BLUE REMEMBERED EARTH is the first book of the Poseidon's Children Trilogy by Alastair Reynolds. Unlike most of his other work, notably the Revelation Space books, which are dark and gritty, BLUE REMEMBERED EARTH is optimistic. It takes place in the 22nd century. The view of mankind's place in the solar system is certainly looking up. There is no more war, crime, or poverty. People lead long and, it seems, prosperous lives. There is a price to be paid, of course. Humanity is under constant surveillance, and safeguards are installed into every human to prevent violence, especially violence against another person (as we see in one point in the novel). Those who don't want to live under constant surveillance can move to a place called the "Descrutinized Zone" on the moon.
The politics and economy look a lot different than they do in our time. The United States does not seem to be one of the dominant technological powers; the China and Africa lead the way in that category, and the Akinya family of Africa is the focus of BLUE REMEMBERED Earth. The Akinyas can probably at best be described as a dysfunctional family. Geoffrey, our main protagonist, has basically turned his back on the family business, much to the consternation of his cousins Hector and Lucas. His sister Sunday is an artist living in the Descrutinized Zone on the moon. Geoffrey and cousins don't get a long; Sunday almost never comes home. And to top it all off, the family matriarch, Eunice, has passed away. It is her passing that is the kickoff point of the novel.
Eunice lived alone in lunar space on the Winter Palace, and isolated herself from the family for a very long time. Almost nothing is known about her. A safe deposit box belonging to Eunice has turned up in a bank on the moon. Hector and Lucas bribe Geoffrey with a large sum of money for his elephant research - he has implanted a networking type of device into an elephant in order to learn more about the inner workings of its mind - to get him to go to the moon and see what's in the safe deposit box.

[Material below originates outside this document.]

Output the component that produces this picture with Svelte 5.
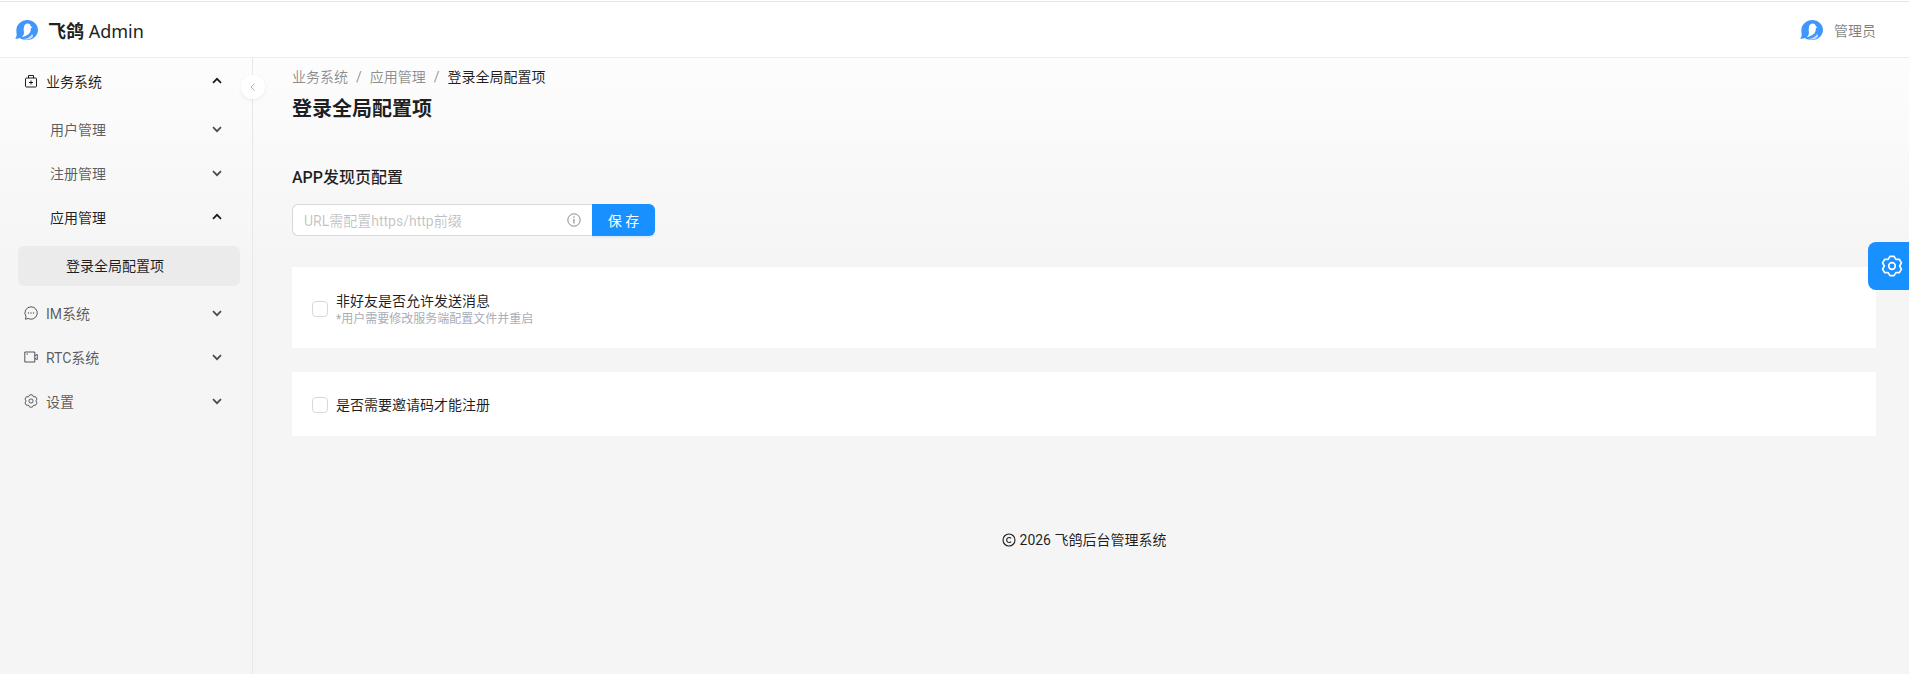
<script lang="ts">
// six-lobed cog, same outline for the menu icon and the floating button
function cogPath() {
	const pt = (deg: number, r: number) => {
		const a = (deg * Math.PI) / 180;
		return `${(12 + r * Math.cos(a)).toFixed(2)} ${(12 + r * Math.sin(a)).toFixed(2)}`;
	};
	let d = "";
	for (let i = 0; i < 6; i++) {
		const a = -90 + 60 * i;
		d += `${i ? "L" : "M"}${pt(a - 12, 10.8)} L${pt(a + 12, 10.8)} L${pt(a + 30, 8.4)} `;
	}
	return d + "Z";
}
const gear = cogPath();
</script>

{#snippet logo()}
  <svg class="logo" viewBox="0 0 67 58" aria-hidden="true">
    <path fill="#3f97fb" d="M36 0c17 0 31 13 31 29S53 58 36 58c-9 0-17-2-22-6-4 2-9 3-14 2 3-3 5-7 5-12-1-4-1-8-1-13C4 13 19 0 36 0z" />
    <path fill="#fff" d="M37 10c5 0 8 3 9 8l5 4-5 1c1 8-2 15-9 20-5 3-11 6-18 7 5-4 8-9 7-16-1-5-1-8 0-12 1-8 5-12 11-12z" />
    <path fill="#c5e0ff" d="M50 40c-2 5-7 9-13 12-5 2-10 3-15 3 5 2 10 3 15 2 7-1 12-4 16-10z" />
  </svg>
{/snippet}

{#snippet arrow(open)}
  <svg class="arrow" class:open viewBox="0 0 12 12" aria-hidden="true">
    <path d="M2 4.200 6 8.200l4-4" fill="none" stroke="currentColor" stroke-width="1.700" />
  </svg>
{/snippet}

<div class="page">
  <header class="top">
    <div class="brand">
      {@render logo()}
      <span class="brand-name"><b>飞鸽</b> Admin</span>
    </div>
    <div class="user">
      {@render logo()}
      <span>管理员</span>
    </div>
  </header>

  <div class="body">
    <aside class="side">
      <nav class="menu">
        <div class="group">
          <div class="item strong">
            <span class="label">
              <svg class="ico" viewBox="0 0 14 14" aria-hidden="true"><path d="M2.500 4h9a1 1 0 0 1 1 1v7a1 1 0 0 1-1 1h-9a1 1 0 0 1-1-1V5a1 1 0 0 1 1-1zM4.500 4V1.500h5V4M7 6.500v4M5 8.500h4" fill="none" stroke="currentColor" stroke-linejoin="round" /></svg>
              业务系统
            </span>
            {@render arrow(true)}
          </div>
          <div class="sub outer">
            <div class="item level2"><span>用户管理</span>{@render arrow(false)}</div>
            <div class="item level2"><span>注册管理</span>{@render arrow(false)}</div>
            <div class="group">
              <div class="item level2 strong"><span>应用管理</span>{@render arrow(true)}</div>
              <div class="sub inner">
                <div class="item level3 active"><span>登录全局配置项</span></div>
              </div>
            </div>
          </div>
        </div>
        <div class="item">
          <span class="label">
            <svg class="ico" viewBox="0 0 14 14" aria-hidden="true"><path d="M7 .8a6.200 6.200 0 1 1-2.800 11.700L1.500 13.200l.5-2.700A6.200 6.200 0 0 1 7 .8z" fill="none" stroke="currentColor" stroke-linejoin="round" /><circle cx="4.500" cy="7" r=".7" fill="currentColor" /><circle cx="7" cy="7" r=".7" fill="currentColor" /><circle cx="9.500" cy="7" r=".7" fill="currentColor" /></svg>
            IM系统
          </span>
          {@render arrow(false)}
        </div>
        <div class="item">
          <span class="label">
            <svg class="ico" viewBox="0 0 14 14" aria-hidden="true"><path d="M.8 2h10v10H.8zM10.800 5.500l2.500-1v5l-2.500-1M2.500 4h1.500" fill="none" stroke="currentColor" /></svg>
            RTC系统
          </span>
          {@render arrow(false)}
        </div>
        <div class="item">
          <span class="label">
            <svg class="ico" viewBox="0 0 24 24" aria-hidden="true"><path d={gear} fill="none" stroke="currentColor" stroke-width="1.600" stroke-linejoin="round" /><circle cx="12" cy="12" r="3.600" fill="none" stroke="currentColor" stroke-width="1.600" /></svg>
            设置
          </span>
          {@render arrow(false)}
        </div>
      </nav>
      <button type="button" class="collapse" aria-label="收起">
        <svg viewBox="0 0 12 12" aria-hidden="true"><path d="M7.500 2.500 4 6l3.500 3.500" fill="none" stroke="currentColor" /></svg>
      </button>
    </aside>

    <main class="main">
      <div class="crumbs">
        <span>业务系统</span><i>/</i><span>应用管理</span><i>/</i><span class="current">登录全局配置项</span>
      </div>
      <h1>登录全局配置项</h1>

      <h2>APP发现页配置</h2>
      <div class="field">
        <div class="input">
          <span class="placeholder">URL需配置https/http前缀</span>
          <svg viewBox="0 0 14 14" aria-hidden="true"><circle cx="7" cy="7" r="6.200" fill="none" stroke="currentColor" /><path d="M7 6v4.400" stroke="currentColor" stroke-width="1.200" /><circle cx="7" cy="4" r=".8" fill="currentColor" /></svg>
        </div>
        <button type="button" class="save">保 存</button>
      </div>

      <section class="card first">
        <span class="check"></span>
        <div>
          <div class="card-title">非好友是否允许发送消息</div>
          <div class="hint">*用户需要修改服务端配置文件并重启</div>
        </div>
      </section>
      <section class="card second">
        <span class="check"></span>
        <div class="card-title">是否需要邀请码才能注册</div>
      </section>

      <footer class="foot">
        <svg viewBox="0 0 14 14" aria-hidden="true"><circle cx="7" cy="7" r="6" fill="none" stroke="currentColor" stroke-width="1.100" /><path d="M9.100 5.400A2.500 2.500 0 1 0 9.100 8.600" fill="none" stroke="currentColor" stroke-width="1.100" /></svg>
        <span>2026 飞鸽后台管理系统</span>
      </footer>
    </main>
  </div>

  <button type="button" class="float" aria-label="设置">
    <svg viewBox="0 0 24 24" aria-hidden="true"><path d={gear} fill="none" stroke="currentColor" stroke-width="1.800" stroke-linejoin="round" /><circle cx="12" cy="12" r="3.600" fill="none" stroke="currentColor" stroke-width="1.800" /></svg>
  </button>
</div>

<style>
  :global(body) {
    margin: 0;
    font-family: Roboto, "Noto Sans CJK SC", sans-serif;
  }

  .page {
    position: relative;
    height: 674px;
    display: flex;
    flex-direction: column;
    overflow: hidden;
    background: linear-gradient(#fff, #f5f5f5 260px);
    color: rgba(0, 0, 0, 0.88);
    font-size: 14px;
    padding-top: 1px;
    box-sizing: border-box;
  }

  .top {
    height: 57px;
    flex: none;
    box-sizing: border-box;
    display: flex;
    align-items: center;
    justify-content: space-between;
    padding: 0 33px 0 15px;
    background: #fff;
    border-top: 1px solid #e5e5e5;
    border-bottom: 1px solid #ededed;
  }

  .brand,
  .user {
    display: flex;
    align-items: center;
  }

  .logo {
    width: 23px;
    height: 20px;
  }

  .brand-name {
    margin-left: 10px;
    font-family: "Noto Sans", "Noto Sans CJK SC", sans-serif;
    font-size: 18px;
    color: #222;
  }

  .brand-name b {
    font-weight: 700;
  }

  .user {
    gap: 11px;
    padding-top: 1px;
    font-size: 14px;
    color: rgba(0, 0, 0, 0.5);
  }

  .body {
    flex: 1;
    display: flex;
    min-height: 0;
  }

  .side {
    position: relative;
    width: 253px;
    flex: none;
    box-sizing: border-box;
    border-right: 1px solid #e8e8e8;
  }

  .menu,
  .group,
  .sub {
    display: flex;
    flex-direction: column;
    gap: 4px;
  }

  .menu {
    padding-top: 3px;
  }

  .sub {
    padding-top: 4px;
  }

  .sub.inner {
    padding-top: 5px;
  }

  .sub.outer {
    padding-bottom: 3px;
  }

  .item {
    height: 40px;
    display: flex;
    align-items: center;
    justify-content: space-between;
    padding: 0 29px 0 24px;
    color: rgba(0, 0, 0, 0.65);
  }

  .item.strong {
    color: rgba(0, 0, 0, 0.88);
  }

  .label {
    display: flex;
    align-items: center;
    gap: 8px;
  }

  .ico {
    width: 14px;
    height: 14px;
  }

  .level2 {
    padding-left: 50px;
  }

  .level3 {
    margin: 0 12px 0 18px;
    padding-left: 48px;
    padding-bottom: 2px;
    box-sizing: border-box;
    border-radius: 6px;
    color: rgba(0, 0, 0, 0.88);
    background: rgba(0, 0, 0, 0.04);
  }

  .arrow {
    width: 12px;
    height: 12px;
    color: rgba(0, 0, 0, 0.7);
  }

  .arrow.open {
    transform: rotate(180deg);
    color: rgba(0, 0, 0, 0.9);
  }

  .collapse {
    position: absolute;
    top: 17px;
    right: -13px;
    width: 24px;
    height: 24px;
    padding: 6px;
    border: 0;
    border-radius: 50%;
    background: #fff;
    color: rgba(0, 0, 0, 0.3);
    box-shadow: 0 2px 8px -2px rgba(0, 0, 0, 0.05), 0 1px 4px -1px rgba(25, 15, 15, 0.07);
  }

  .collapse svg {
    display: block;
  }

  .main {
    flex: 1;
    min-width: 0;
    padding: 8px 33px 0 39px;
  }

  .crumbs {
    display: flex;
    align-items: center;
    height: 22px;
    line-height: 22px;
    color: rgba(0, 0, 0, 0.45);
  }

  .crumbs i {
    font-style: normal;
    margin: 0 8px;
  }

  .current {
    color: rgba(0, 0, 0, 0.88);
  }

  h1 {
    margin: 5px 0 0;
    font-size: 20px;
    line-height: 32px;
    font-weight: 600;
  }

  h2 {
    margin: 42px 0 0;
    font-size: 16px;
    line-height: 22px;
    font-weight: 500;
  }

  .field {
    display: flex;
    width: 363px;
    height: 32px;
    margin-top: 15px;
  }

  .input {
    flex: 1;
    display: flex;
    align-items: center;
    justify-content: space-between;
    box-sizing: border-box;
    padding: 0 11px;
    background: #fff;
    border: 1px solid #d9d9d9;
    border-right: 0;
    border-radius: 6px 0 0 6px;
    color: rgba(0, 0, 0, 0.25);
  }

  .input svg {
    width: 14px;
    height: 14px;
    color: rgba(0, 0, 0, 0.45);
  }

  .save {
    width: 63px;
    border: 0;
    padding: 0;
    border-radius: 0 6px 6px 0;
    background: #1890ff;
    color: #fff;
    font: inherit;
    box-shadow: 0 2px 0 rgba(5, 145, 255, 0.1);
  }

  .card {
    display: flex;
    align-items: center;
    gap: 8px;
    box-sizing: border-box;
    padding: 2px 20px 0;
    background: #fff;
  }

  .card.first {
    height: 81px;
    margin-top: 31px;
  }

  .card.second {
    height: 64px;
    margin-top: 24px;
  }

  .check {
    width: 16px;
    height: 16px;
    box-sizing: border-box;
    border: 1px solid #d9d9d9;
    border-radius: 4px;
    background: #fff;
  }

  .card-title {
    line-height: 20px;
  }

  .hint {
    font-size: 12px;
    line-height: 16px;
    color: #a8aeb8;
  }

  .foot {
    display: flex;
    align-items: center;
    justify-content: center;
    gap: 4px;
    margin-top: 94px;
    line-height: 20px;
    font-size: 14px;
  }

  .foot svg {
    width: 14px;
    height: 14px;
  }

  .float {
    position: absolute;
    top: 242px;
    right: 0;
    width: 41px;
    height: 48px;
    padding: 0 0 0 6px;
    border: 0;
    border-radius: 8px 0 0 8px;
    background: #1890ff;
    color: #fff;
  }

  .float svg {
    display: block;
    width: 22px;
    height: 22px;
    margin: 0 auto;
  }
</style>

As much as Geoffrey dislikes his cousins, he needs the money for his research, so accepts the deal. His trip to the moon has the side benefit of allowing him to visit Sunday while he is there. What he finds, in and of itself,is meaningless. But it turns out to be the first of many clues planted by Eunice to get the family to do...what, exactly?
As you might imagine, Sunday gets involved - after all, she isn't going to let Geoffrey come to visit without finding out why he's really there. And then there's the Panspermian Initiative, a group that is dedicated to the colonization of space and which has close ties to Eunice. The Panspermians also have an interest in what Geoffrey found in the safe deposit box. As I said, what he found was a clue, which led him to another clue, which led him to another clue, starting at the moon and working outward towards Neptunian space. What Geoffrey, Sunday, and the rest find out there is just the beginning.
BLUE REMEMBERED EARTH is pretty good stuff. If you found the Revelation Space novels too dark and dense for you, this book may be the thing for you. It's a fairly straightforward story, and while the plot may be one that we've seen time and time again in science fiction and fantasy, Reynolds does a pretty good job of sprucing it up so the reader is truly interested in what comes next.
What does come next? ON THE STEEL BREEZE, and I'm looking forward to getting to read it. Really, the story of Poseidon's Children has just begun, and it's worth following it forward.